If I were to grant petitioner’s request and order that respondent award no architectural service contract to perform work relating to the construction project and, in particular, order that no payment be made to BBS for architectural services provided, or that will be provided, in conjunction with the construction project pursuant to its contract, BBS’s contract rights clearly would be adversely affected.  Therefore, BBS must be joined as a necessary party. 

On May 12, 2015, my Office of Counsel informed petitioner that he must serve BBS with all of the pleadings, in accordance with Commissioner’s regulation §275.8(a), by no later than May 27, 2015.  However, petitioner did not personally serve BBS by May 27.  Instead, petitioner made personal service on BBS on August 20, 2015.  While petitioner did request extensions on June 23, 2015 and on July 24, 2015, petitioner did not request an extension before the expiration of the May 27 deadline, and as a result, no extension of time was granted (Application of Gates, 57 Ed Dept Rep, Decision No. 17,264).  Since petitioner failed to timely serve BBS, he failed to join BBS as a necessary party, and therefore, dismissal is warranted.[2]

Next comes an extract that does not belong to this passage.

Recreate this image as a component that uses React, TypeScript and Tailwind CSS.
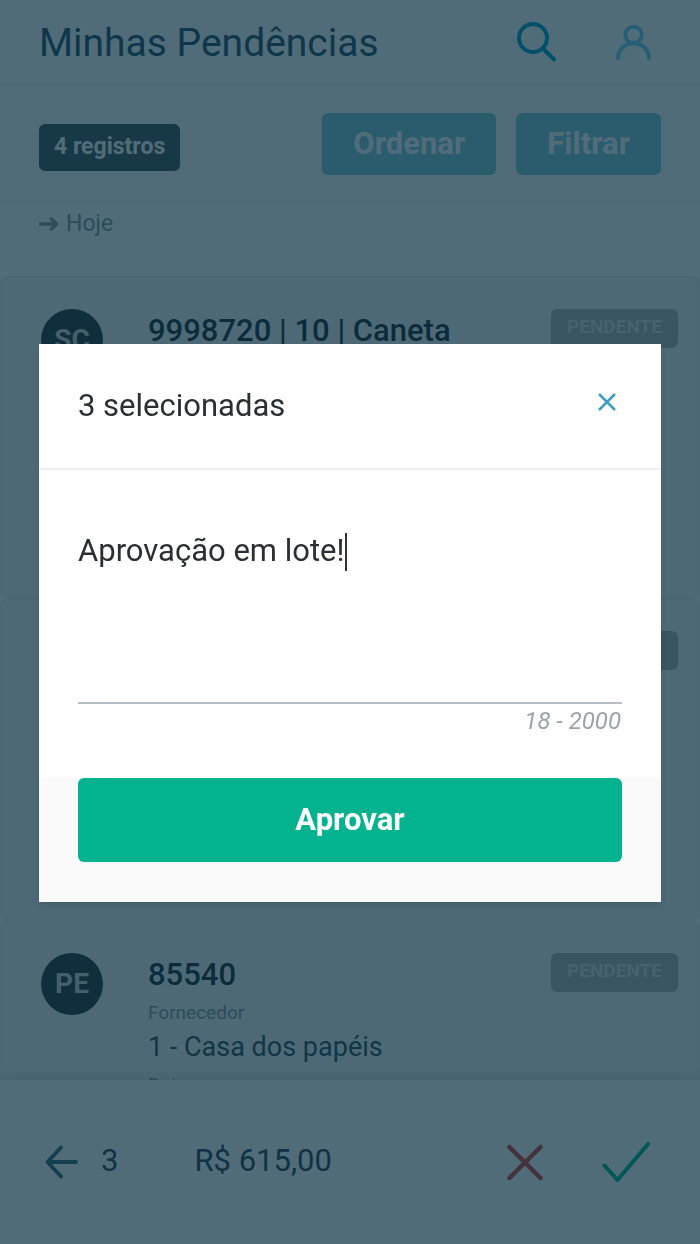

For the benefit of the parties, however, I note that  professional services that require special skill or training are not subject to competitive bidding under General Municipal Law §103 (see e.g. Matter of Schulz v. Warren County Bd. of Supervisors, 179 AD2d 118, 123, lv. denied 80 NY2d 754; Trane Co. v. Broome Cnty, 76 AD2d 1015; Appeal of Gootzeit, 51 Ed Dept Rep, Decision No. 16,338; Appeal of Kackmeister, 40 id. 577, Decision No. 14,560; Appeal of Shravah, et al., 36 id. 396, Decision No. 13,760, judgment granted dismissing petition to review sub nom. Education Alternatives, Inc. v. Mills, et al., Supreme Ct., Albany Co. [Lamont, J.], December 18, 1997).  However, a school district must procure services not subject to competitive bidding in accordance with internal policies and procedures that comply with General Municipal Law §104-b.  General Municipal Law §104-b requires that such services “be secured by use of written requests for proposals, written quotations, verbal quotations and any other method of procurement which furthers the purposes of this section.”  In this case, respondent adopted a policy requiring procurement of professional services through an RFP.

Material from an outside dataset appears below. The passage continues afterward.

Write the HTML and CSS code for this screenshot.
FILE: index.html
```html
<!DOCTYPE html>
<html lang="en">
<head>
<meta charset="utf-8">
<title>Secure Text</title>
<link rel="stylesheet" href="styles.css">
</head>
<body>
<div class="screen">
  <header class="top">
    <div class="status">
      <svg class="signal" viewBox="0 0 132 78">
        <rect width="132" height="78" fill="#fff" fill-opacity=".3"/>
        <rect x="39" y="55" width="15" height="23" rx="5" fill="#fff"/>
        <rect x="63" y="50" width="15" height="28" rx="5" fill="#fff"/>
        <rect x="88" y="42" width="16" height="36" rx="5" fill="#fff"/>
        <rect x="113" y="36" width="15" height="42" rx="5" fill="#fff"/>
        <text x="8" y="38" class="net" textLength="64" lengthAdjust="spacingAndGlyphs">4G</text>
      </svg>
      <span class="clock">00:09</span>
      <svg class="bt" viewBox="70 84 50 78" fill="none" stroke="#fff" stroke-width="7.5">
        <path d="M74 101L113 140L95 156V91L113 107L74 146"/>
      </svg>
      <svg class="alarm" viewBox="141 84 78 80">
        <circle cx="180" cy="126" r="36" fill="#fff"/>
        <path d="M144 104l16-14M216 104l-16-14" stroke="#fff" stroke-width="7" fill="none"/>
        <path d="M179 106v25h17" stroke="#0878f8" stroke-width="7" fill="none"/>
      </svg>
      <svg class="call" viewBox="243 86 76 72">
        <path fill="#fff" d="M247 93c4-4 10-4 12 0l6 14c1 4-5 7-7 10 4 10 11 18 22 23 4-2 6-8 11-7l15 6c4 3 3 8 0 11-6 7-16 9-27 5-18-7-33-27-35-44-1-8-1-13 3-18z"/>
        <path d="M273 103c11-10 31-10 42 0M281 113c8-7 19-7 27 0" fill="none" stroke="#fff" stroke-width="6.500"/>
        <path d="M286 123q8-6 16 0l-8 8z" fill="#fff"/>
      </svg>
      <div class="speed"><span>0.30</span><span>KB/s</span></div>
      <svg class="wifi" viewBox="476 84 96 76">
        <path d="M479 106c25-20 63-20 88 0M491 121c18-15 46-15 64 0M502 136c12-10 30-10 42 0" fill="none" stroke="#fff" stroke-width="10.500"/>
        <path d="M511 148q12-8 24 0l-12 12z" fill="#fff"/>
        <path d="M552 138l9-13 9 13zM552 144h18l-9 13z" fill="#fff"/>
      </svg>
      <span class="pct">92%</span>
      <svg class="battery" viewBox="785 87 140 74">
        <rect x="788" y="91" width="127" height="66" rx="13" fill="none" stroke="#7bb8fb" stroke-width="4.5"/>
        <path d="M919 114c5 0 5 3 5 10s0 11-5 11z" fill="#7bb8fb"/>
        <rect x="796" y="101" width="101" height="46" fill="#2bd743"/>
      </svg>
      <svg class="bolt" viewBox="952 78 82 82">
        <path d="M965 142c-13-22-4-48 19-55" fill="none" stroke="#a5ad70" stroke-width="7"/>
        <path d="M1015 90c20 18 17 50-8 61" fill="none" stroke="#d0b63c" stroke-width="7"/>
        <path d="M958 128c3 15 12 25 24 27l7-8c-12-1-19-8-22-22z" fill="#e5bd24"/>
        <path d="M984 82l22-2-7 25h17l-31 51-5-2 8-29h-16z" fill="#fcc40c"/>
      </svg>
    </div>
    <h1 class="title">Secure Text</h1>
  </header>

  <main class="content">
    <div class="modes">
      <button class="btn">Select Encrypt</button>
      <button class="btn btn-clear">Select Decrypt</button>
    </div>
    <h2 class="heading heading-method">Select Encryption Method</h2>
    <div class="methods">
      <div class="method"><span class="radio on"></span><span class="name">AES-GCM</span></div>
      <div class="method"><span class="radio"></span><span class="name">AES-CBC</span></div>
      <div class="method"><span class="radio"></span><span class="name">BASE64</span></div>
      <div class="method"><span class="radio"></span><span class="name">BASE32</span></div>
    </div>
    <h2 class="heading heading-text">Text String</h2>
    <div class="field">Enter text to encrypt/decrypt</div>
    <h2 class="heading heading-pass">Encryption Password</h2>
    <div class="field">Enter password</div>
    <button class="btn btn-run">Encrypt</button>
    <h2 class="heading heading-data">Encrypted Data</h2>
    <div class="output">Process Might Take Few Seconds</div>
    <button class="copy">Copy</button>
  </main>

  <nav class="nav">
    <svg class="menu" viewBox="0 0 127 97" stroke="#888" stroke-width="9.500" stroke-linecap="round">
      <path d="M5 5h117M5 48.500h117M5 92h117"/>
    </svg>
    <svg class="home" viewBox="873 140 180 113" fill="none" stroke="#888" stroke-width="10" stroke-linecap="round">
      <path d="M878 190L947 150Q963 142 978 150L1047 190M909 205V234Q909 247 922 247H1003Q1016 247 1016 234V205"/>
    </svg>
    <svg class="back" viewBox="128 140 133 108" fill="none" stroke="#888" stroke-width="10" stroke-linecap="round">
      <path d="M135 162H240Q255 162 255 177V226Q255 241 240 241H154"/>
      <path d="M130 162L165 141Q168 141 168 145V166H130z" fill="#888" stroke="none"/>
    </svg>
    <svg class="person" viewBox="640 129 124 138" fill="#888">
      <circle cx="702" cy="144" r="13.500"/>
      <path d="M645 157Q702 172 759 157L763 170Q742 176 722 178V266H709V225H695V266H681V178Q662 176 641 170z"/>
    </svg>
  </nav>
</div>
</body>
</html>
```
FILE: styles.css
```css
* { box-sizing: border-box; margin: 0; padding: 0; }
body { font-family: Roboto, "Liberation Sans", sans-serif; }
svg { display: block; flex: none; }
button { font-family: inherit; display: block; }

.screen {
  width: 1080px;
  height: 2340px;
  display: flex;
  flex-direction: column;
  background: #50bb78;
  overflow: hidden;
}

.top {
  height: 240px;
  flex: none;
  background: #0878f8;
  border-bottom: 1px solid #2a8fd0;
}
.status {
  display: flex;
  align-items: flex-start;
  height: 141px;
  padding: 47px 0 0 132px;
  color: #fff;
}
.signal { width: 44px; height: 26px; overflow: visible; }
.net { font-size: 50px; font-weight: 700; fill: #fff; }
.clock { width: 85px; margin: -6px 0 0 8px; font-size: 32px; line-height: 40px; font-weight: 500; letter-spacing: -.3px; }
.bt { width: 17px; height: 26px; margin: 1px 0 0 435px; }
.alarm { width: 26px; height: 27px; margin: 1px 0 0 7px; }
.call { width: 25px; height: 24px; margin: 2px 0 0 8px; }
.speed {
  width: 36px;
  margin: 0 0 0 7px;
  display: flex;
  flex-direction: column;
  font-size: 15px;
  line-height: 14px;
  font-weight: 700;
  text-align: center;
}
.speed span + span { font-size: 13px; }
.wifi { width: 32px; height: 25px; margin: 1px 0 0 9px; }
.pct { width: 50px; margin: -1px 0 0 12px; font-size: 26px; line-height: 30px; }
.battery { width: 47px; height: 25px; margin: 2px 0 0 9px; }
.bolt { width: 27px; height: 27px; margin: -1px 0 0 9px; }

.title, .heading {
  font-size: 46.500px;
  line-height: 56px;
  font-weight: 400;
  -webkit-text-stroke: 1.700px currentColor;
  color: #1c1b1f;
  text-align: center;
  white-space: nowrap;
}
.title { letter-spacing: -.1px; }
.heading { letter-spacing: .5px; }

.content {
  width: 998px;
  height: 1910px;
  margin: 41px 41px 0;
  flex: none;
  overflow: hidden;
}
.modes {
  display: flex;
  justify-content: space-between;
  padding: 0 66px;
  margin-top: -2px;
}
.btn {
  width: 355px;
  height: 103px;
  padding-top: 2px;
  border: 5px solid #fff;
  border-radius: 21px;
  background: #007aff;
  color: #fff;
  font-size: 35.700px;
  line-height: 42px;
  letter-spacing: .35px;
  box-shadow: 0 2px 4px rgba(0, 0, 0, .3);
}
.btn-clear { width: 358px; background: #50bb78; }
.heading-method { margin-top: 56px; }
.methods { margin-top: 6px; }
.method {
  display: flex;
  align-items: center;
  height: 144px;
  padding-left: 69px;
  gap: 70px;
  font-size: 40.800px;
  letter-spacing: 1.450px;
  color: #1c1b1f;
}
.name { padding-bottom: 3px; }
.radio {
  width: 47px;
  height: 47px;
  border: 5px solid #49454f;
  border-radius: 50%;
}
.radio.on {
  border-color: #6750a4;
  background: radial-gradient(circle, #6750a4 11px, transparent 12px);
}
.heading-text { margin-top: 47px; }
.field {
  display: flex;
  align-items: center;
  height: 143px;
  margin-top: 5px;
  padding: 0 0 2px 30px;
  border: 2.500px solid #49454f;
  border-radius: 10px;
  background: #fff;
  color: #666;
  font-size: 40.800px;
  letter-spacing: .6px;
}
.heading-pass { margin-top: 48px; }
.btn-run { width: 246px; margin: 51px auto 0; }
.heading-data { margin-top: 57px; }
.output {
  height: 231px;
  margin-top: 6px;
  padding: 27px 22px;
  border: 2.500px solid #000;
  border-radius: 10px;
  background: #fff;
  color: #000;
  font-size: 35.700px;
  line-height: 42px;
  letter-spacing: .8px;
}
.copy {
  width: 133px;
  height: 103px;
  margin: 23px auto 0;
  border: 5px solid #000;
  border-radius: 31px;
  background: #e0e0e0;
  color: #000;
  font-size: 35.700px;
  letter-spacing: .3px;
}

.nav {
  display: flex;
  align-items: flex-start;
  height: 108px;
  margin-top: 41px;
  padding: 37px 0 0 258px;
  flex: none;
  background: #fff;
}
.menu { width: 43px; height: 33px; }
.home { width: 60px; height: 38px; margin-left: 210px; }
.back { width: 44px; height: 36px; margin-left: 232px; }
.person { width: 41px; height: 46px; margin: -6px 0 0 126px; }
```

However, it appears from the record that respondent had difficulty in locating a copy of the RFP that led to respondent’s appointment of BBS as district architect on August 10, 2004.  Respondent ultimately identified an April 2003 RFP for a contract for architectural services in conjunction with a specific capital construction project that was awarded to BBS, but there is no indication in such RFP that the firm awarded such contract would be appointed district architect for all capital projects.  Given the lack of clarity in this record concerning the RFP for a district architect, and the passage of time since BBS’s appointment, it would have been fiscally prudent for respondent to issue a new RFP for a district architect, given that the intent of General Municipal Law §104-b is “to assure the prudent and economical use of public moneys in the best interest of the taxpayers..., to facilitate the acquisition of goods and services of maximum quality at the lowest possible cost under the circumstances, and to guard against favoritism, improvidence, extravagance, fraud and corruption.” 

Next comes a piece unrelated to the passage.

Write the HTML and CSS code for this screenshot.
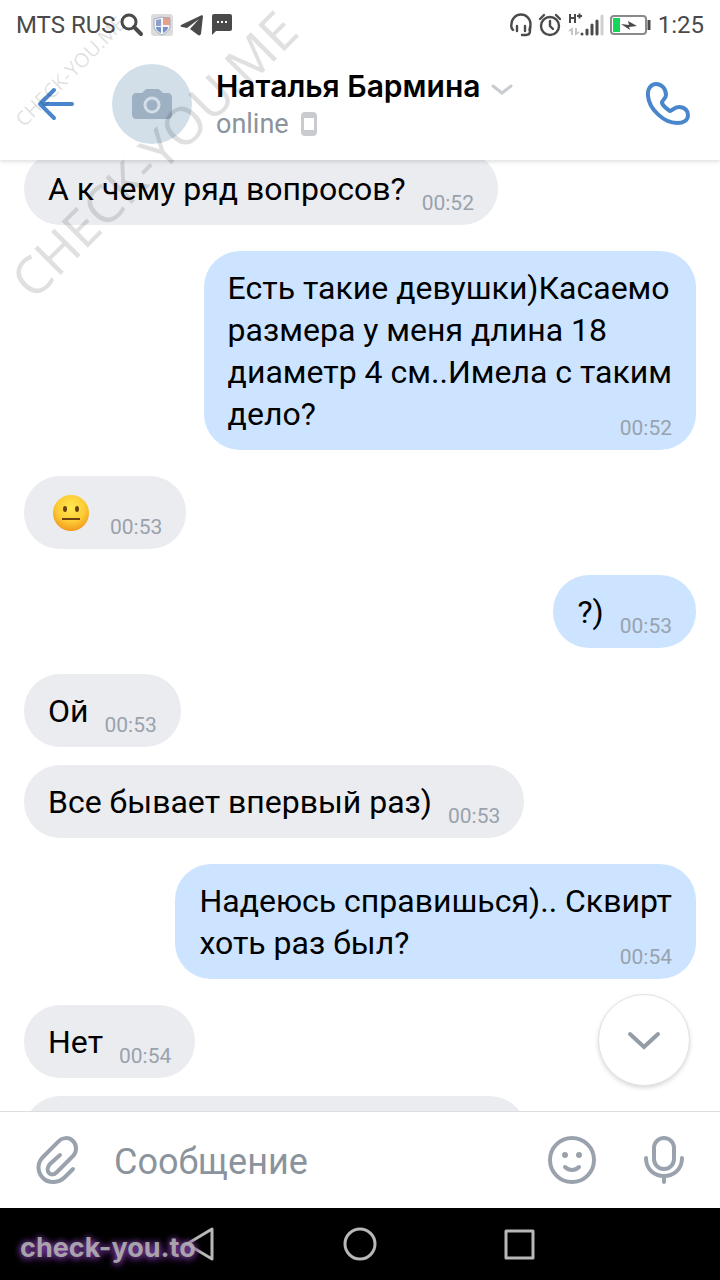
FILE: index.html
```
<!DOCTYPE html>
<html lang="ru">
<head>
    <meta charset="UTF-8">
    <meta name="viewport" content="width=device-width, initial-scale=1.0">
    <title>Наталья Бармина</title>
    <link rel="stylesheet" href="styles.css">
</head>
<body>
    <div class="app">
        <!-- Status bar -->
        <div class="status-bar">
            <span>MTS RUS</span>
            <div class="status-icons left">
                <svg width="24" height="24" viewBox="0 0 24 24" fill="none" stroke="#4a4a4a"><circle cx="9" cy="9" r="7" stroke-width="3"/><path d="M14 14l7 7" stroke-width="4" stroke-linecap="round"/></svg>
                <svg width="24" height="24" viewBox="0 0 24 24"><rect x="1" y="1" width="22" height="22" rx="3" fill="#dcdcdc"/><path d="M12 4l8 2v7c0 4-4 7-8 9-4-2-8-5-8-9V6z" fill="#f4f5f8"/><path d="M11 6v7H6V7z" fill="#8f9fc9"/><path d="M13 4l7 0v8h-7z" fill="#e8a189"/><path d="M6 14h5v6c-3-2-5-3-5-6z" fill="#7393cc"/><path d="M13 14h5c0 3-2 4-5 6z" fill="#7b8fc4"/><path d="M12 4l8 2v7c0 4-4 7-8 9-4-2-8-5-8-9V6z" fill="none" stroke="#a4abc0"/></svg>
                <svg width="24" height="24" viewBox="0 0 24 24"><path d="M22 2L1 12c-1 1 0 2 1 2l5 1L19 6 10 16l8 6c2 1 2 0 3-1L23 3z" fill="#4a4a4a"/></svg>
                <svg width="24" height="24" viewBox="0 0 24 24"><path d="M4 1h16a2 2 0 0 1 2 2v13a2 2 0 0 1-2 2H6l-4 4V3a2 2 0 0 1 2-2z" fill="#4a4a4a"/><path d="M7 8h2v2H7zM11 8h2v2h-2zM15 8h2v2h-2z" fill="#fff"/></svg>
            </div>
            <div class="status-icons right">
                <svg width="22" height="24" viewBox="0 0 22 24" fill="none" stroke="#4a4a4a" stroke-width="2.4" stroke-linecap="round"><path d="M3 17C1 15 1 13 1.500 11a9.500 9.500 0 0 1 19 0c0 3 0 4-1 6M7 13v5M15 13v5"/><path d="M20 14v4c0 3-2 4-4 4h-4"/></svg>
                <svg width="24" height="24" viewBox="0 0 24 24" fill="none" stroke="#4a4a4a" stroke-width="2.4" stroke-linecap="round"><circle cx="12" cy="13" r="9"/><path d="M12 8v5l3 3M2 6l4-4M22 6l-4-4"/></svg>
                <svg width="36" height="24" viewBox="0 0 36 24" fill="none"><path d="M2 1v9M7 1v9M2 5h5M9 3h5M11.500 0.500v5" stroke="#4a4a4a" stroke-width="2"/><path d="M1 18l3-2v6M8 15v6l3-2" stroke="#c6c6c6" stroke-width="2"/><g stroke-width="3" stroke-linecap="round"><path d="M14 21v0M19 17v4M24 12v9M29 8v13" stroke="#4a4a4a"/><path d="M34 3v18" stroke="#cfcfcf"/></g></svg>
                <svg width="42" height="24" viewBox="0 0 42 24"><rect x="1" y="3" width="35" height="18" rx="3" fill="#fff" stroke="#8a8a8a" stroke-width="2"/><rect x="3" y="5" width="7" height="14" fill="#13d65b"/><path d="M11 11l8 1-1-4 9 5-8 1 1 3z" fill="#4a4a4a"/><path d="M39 7v10" stroke="#4a4a4a" stroke-width="3"/></svg>
            </div>
            <span>1:25</span>
        </div>

        <!-- Chat header -->
        <header class="header">
            <button class="icon-button back" aria-label="Назад">
                <svg width="40" height="36" viewBox="0 0 40 36" fill="none" stroke="#4986cc" stroke-width="4" stroke-linecap="round" stroke-linejoin="round"><path d="M36 18H4M18 4L4 18l14 14"/></svg>
            </button>
            <div class="avatar">
                <svg width="40" height="30" viewBox="0 0 40 30"><path d="M4 4h6l3-3c1-1 2-1 3-1h9c1 0 2 0 3 1l3 3h5c2 0 4 2 4 4v18c0 2-2 4-4 4H4c-2 0-4-2-4-4V8c0-2 2-4 4-4z" fill="#9db1c3"/><circle cx="20" cy="16" r="7" fill="none" stroke="#d3dfe8" stroke-width="3"/></svg>
            </div>
            <div class="contact">
                <h1>Наталья Бармина
                    <svg width="22" height="20" viewBox="0 0 22 20" fill="none" stroke="#c8cbd0" stroke-width="3" stroke-linecap="round"><path d="M2 10l9 7 9-7"/></svg>
                </h1>
                <p>online
                    <svg width="16" height="24" viewBox="0 0 16 24"><path fill-rule="evenodd" d="M4 0h8a4 4 0 0 1 4 4v16a4 4 0 0 1-4 4H4a4 4 0 0 1-4-4V4a4 4 0 0 1 4-4zM3 6v12h10V6z" fill="#c8cbd0"/></svg>
                </p>
            </div>
            <button class="icon-button call" aria-label="Позвонить">
                <svg width="48" height="48" viewBox="0 0 48 48" fill="none" stroke="#4986cc" stroke-width="4" stroke-linejoin="round"><path d="M4 16C3 8 8 4 12 4c6 0 10 5 10 11 0 4-5 6-4 8 1 3 5 6 8 8 2 0 4-4 9-4 6 0 9 4 9 8 0 5-4 8-11 8C20 43 5 29 4 16z"/></svg>
            </button>
        </header>

        <!-- Messages -->
        <main class="chat">
            <div class="message">А к чему ряд вопросов?<time>00:52</time></div>
            <div class="message mine">Есть такие девушки)Касаемо<br>размера у меня длина 18<br>диаметр 4 см..Имела с таким<br>дело?<time>00:52</time></div>
            <div class="message">
                <svg class="emoji" role="img" aria-label="😐" width="46" height="38" viewBox="0 0 46 38">
                    <defs><radialGradient id="face" cx="50%" cy="35%" r="65%"><stop offset="0" stop-color="#ffe84f"/><stop offset="60%" stop-color="#fdcb35"/><stop offset="100%" stop-color="#f19a1c"/></radialGradient></defs>
                    <circle cx="23" cy="19" r="18" fill="url(#face)"/>
                    <ellipse cx="17" cy="15" rx="2" ry="3" fill="#6b400c"/><ellipse cx="29" cy="15" rx="2" ry="3" fill="#6b400c"/>
                    <path d="M14 25h18" stroke="#6b400c" stroke-width="2"/>
                </svg><time>00:53</time>
            </div>
            <div class="message mine">?)<time>00:53</time></div>
            <div class="message">Ой<time>00:53</time></div>
            <div class="message">Все бывает впервый раз)<time>00:53</time></div>
            <div class="message mine">Надеюсь справишься).. Сквирт<br>хоть раз был?<time>00:54</time></div>
            <div class="message">Нет<time>00:54</time></div>
            <div class="message next"></div>
        </main>

        <!-- Message form -->
        <form class="composer">
            <button type="button" class="scroll-down" aria-label="Вниз">
                <svg width="34" height="20" viewBox="0 0 34 20" fill="none" stroke="#949ca5" stroke-width="4" stroke-linecap="round"><path d="M3 4l14 13L31 4"/></svg>
            </button>
            <button type="button" class="icon-button" aria-label="Прикрепить">
                <svg width="48" height="52" viewBox="0 0 48 52" fill="none" stroke="#99a2ad" stroke-width="4" stroke-linecap="round"><path d="M39 35l-8 8C25 49 15 50 9 44S3 29 9 23L24 8c4-5 11-5 15-1s4 11 0 15L23 38c-3 3-6 3-8 1s-2-6 1-9l10-9"/></svg>
            </button>
            <input type="text" placeholder="Сообщение" aria-label="Сообщение">
            <button type="button" class="icon-button" aria-label="Смайлы">
                <svg width="48" height="48" viewBox="0 0 48 48" fill="none" stroke="#99a2ad" stroke-width="4" stroke-linecap="round"><circle cx="24" cy="24" r="22"/><path d="M17 31c4 4 10 4 14 0"/><circle cx="17" cy="19" r="3" fill="#99a2ad" stroke="none"/><circle cx="31" cy="19" r="3" fill="#99a2ad" stroke="none"/></svg>
            </button>
            <button type="button" class="icon-button" aria-label="Голосовое сообщение">
                <svg width="48" height="48" viewBox="0 0 48 48" fill="none" stroke="#99a2ad" stroke-width="4" stroke-linecap="round"><rect x="14" y="2" width="20" height="31" rx="10"/><path d="M6 22c0 24 36 24 36 0M24 41v5"/></svg>
            </button>
        </form>

        <!-- Navigation bar -->
        <nav class="nav-bar">
            <button aria-label="Назад"><svg width="34" height="36" viewBox="0 0 34 36" fill="none" stroke="#b8b8b8" stroke-width="3" stroke-linejoin="round"><path d="M29 3v30L4 18z"/></svg></button>
            <button aria-label="Домой"><svg width="34" height="34" viewBox="0 0 34 34" fill="none" stroke="#b8b8b8" stroke-width="3"><circle cx="17" cy="17" r="15"/></svg></button>
            <button aria-label="Недавние"><svg width="34" height="34" viewBox="0 0 34 34" fill="none" stroke="#b8b8b8" stroke-width="3" stroke-linejoin="round"><rect x="3" y="4" width="27" height="27"/></svg></button>
            <span class="site-mark">check-you.to</span>
        </nav>

        <span class="watermark small">CHECK-YOU.ME</span>
        <span class="watermark large">CHECK-YOU.ME</span>
    </div>
</body>
</html>
```
FILE: styles.css
```
* {
    margin: 0;
    padding: 0;
    box-sizing: border-box;
}

body {
    font-family: Roboto, 'Noto Sans', sans-serif;
    background: #fff;
    color: #000;
}

button {
    background: none;
    border: none;
    cursor: pointer;
}

svg {
    display: block;
    flex-shrink: 0;
}

.app {
    position: relative;
    display: flex;
    flex-direction: column;
    height: 100vh;
    overflow: hidden;
}

/* Status bar */
.status-bar {
    display: flex;
    align-items: center;
    height: 48px;
    padding: 2px 16px 0;
    color: #4a4a4a;
    font-size: 24px;
}

.status-icons {
    display: flex;
    align-items: center;
    gap: 6px;
}

.status-icons.left {
    margin-left: 4px;
}

.status-icons.right {
    margin-left: auto;
    margin-right: 6px;
}

/* Header */
.header {
    position: relative;
    z-index: 1;
    display: flex;
    align-items: center;
    gap: 24px;
    height: 112px;
    padding: 0 24px;
    flex-shrink: 0;
    box-shadow: 0 2px 4px rgba(0, 0, 0, 0.12);
    clip-path: inset(0 0 -8px 0);
}

.icon-button {
    display: flex;
    align-items: center;
    justify-content: center;
    width: 48px;
    height: 64px;
    flex-shrink: 0;
}

.back {
    width: 64px;
}

.call {
    width: 56px;
}

.avatar {
    display: flex;
    align-items: center;
    justify-content: center;
    width: 80px;
    height: 80px;
    flex-shrink: 0;
    border-radius: 50%;
    background: #d3dfe8;
}

.contact {
    flex: 1;
    min-width: 0;
}

.contact h1,
.contact p {
    display: flex;
    align-items: center;
    gap: 12px;
}

.contact h1 {
    gap: 10px;
    font-family: Inter, Roboto, sans-serif;
    font-size: 30px;
    font-weight: 600;
    line-height: 40px;
}

.contact p {
    color: #8b939d;
    font-size: 27px;
    line-height: 36px;
}

/* Chat */
.chat {
    display: flex;
    flex: 1;
    flex-direction: column;
    align-items: flex-start;
    gap: 18px;
    min-height: 0;
    padding: 0 24px;
    overflow: hidden;
}

.message {
    flex-shrink: 0;
    min-height: 73px;
    padding: 16px 24px 15px;
    border-radius: 36px;
    background: #ebecf0;
    font-size: 32px;
    line-height: 42px;
}

/* first message is scrolled under the header */
.message:first-child {
    margin-top: -8px;
}

.message.mine {
    align-self: flex-end;
    margin: 8px 0;
    background: #cce4ff;
}

.message.next {
    width: 502px;
}

.message time {
    float: right;
    margin: 21px 0 -8px 16px;
    color: #99a2ad;
    font-size: 21px;
    line-height: 28px;
}

.emoji {
    display: inline-block;
    vertical-align: -8px;
}

/* Composer */
.composer {
    position: relative;
    display: flex;
    align-items: center;
    height: 97px;
    padding: 0 32px 0 34px;
    flex-shrink: 0;
    border-top: 1px solid #dcdee0;
}

.composer input {
    flex: 1;
    min-width: 0;
    margin: 0 32px;
    padding-top: 4px;
    border: none;
    outline: none;
    background: none;
    font-family: inherit;
    font-size: 36px;
}

.composer input::placeholder {
    color: #8b939d;
}

.composer .icon-button:last-child {
    margin-left: 44px;
}

.scroll-down {
    position: absolute;
    right: 30px;
    bottom: 122px;
    display: flex;
    align-items: center;
    justify-content: center;
    width: 92px;
    height: 92px;
    border: 1px solid #e1e2e4;
    border-radius: 50%;
    background: #fff;
    box-shadow: 0 2px 4px rgba(0, 0, 0, 0.15);
}

/* Navigation bar */
.nav-bar {
    position: relative;
    display: flex;
    align-items: center;
    justify-content: center;
    gap: 126px;
    height: 72px;
    flex-shrink: 0;
    background: #000;
}

.site-mark {
    position: absolute;
    left: 20px;
    top: 24px;
    color: rgba(180, 180, 180, 0.9);
    font-family: Inter, sans-serif;
    font-size: 27px;
    font-weight: 700;
    line-height: 32px;
    text-shadow: 0 0 6px #8a45b0, 0 2px 8px #6a3090;
}

/* Watermarks */
.watermark {
    position: absolute;
    z-index: 2;
    color: rgba(0, 0, 0, 0.12);
    font-family: 'Noto Sans', sans-serif;
    line-height: 1;
    white-space: nowrap;
    transform: rotate(-45deg);
    transform-origin: 0 100%;
    pointer-events: none;
}

.watermark.small {
    left: 26px;
    top: 110px;
    font-size: 20px;
}

.watermark.large {
    left: 38px;
    top: 254px;
    font-size: 52px;
}
```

Although the appeal must be dismissed as described above, I urge respondent to issue a new RFP for a district architect in order to avoid unnecessary appeals in the future and to assure the taxpayers of the district that these professional services are being procured in a manner consistent with the purposes of General Municipal Law §104-b.  I admonish respondent that if it is going to rely upon, and continue to give legal effect to, an RFP issued 10 years ago or more, it needs to maintain a record of that RFP, regardless of whether respondent had authority to dispose of it pursuant to the applicable records retention schedule.

In light of the foregoing, I need not address the parties’ remaining contentions.

THE APPEAL IS DISMISSED.

END OF FILE

 

[1] It appears from the record that on August 10, 2004 respondent had appointed BBS to serve as district architect on all voter approved and board authorized capital projects and that, on or about April 22, 2005, respondent executed a contract with BBS to serve as district architect.  It further appears from the record that in April 2003, respondent had issued a request for proposals (“RFP”) for architectural services related to $2.5 million to $3 million of roofing and associated work to be funded under a different capital construction bond, and that BBC was retained as district architect for that work.

 

[2] I note that my Office of Counsel, by letter dated September 17, 2015, instructed BBS to serve its answer according to Commissioner’s regulations §§275.12 and 275.13.  BBS did not serve petitioner until November 9, 2015, beyond the 20-day period, and no explanation for delay was given.  As a result, I have not considered BBS’s answer or any subsequent pleadings or papers.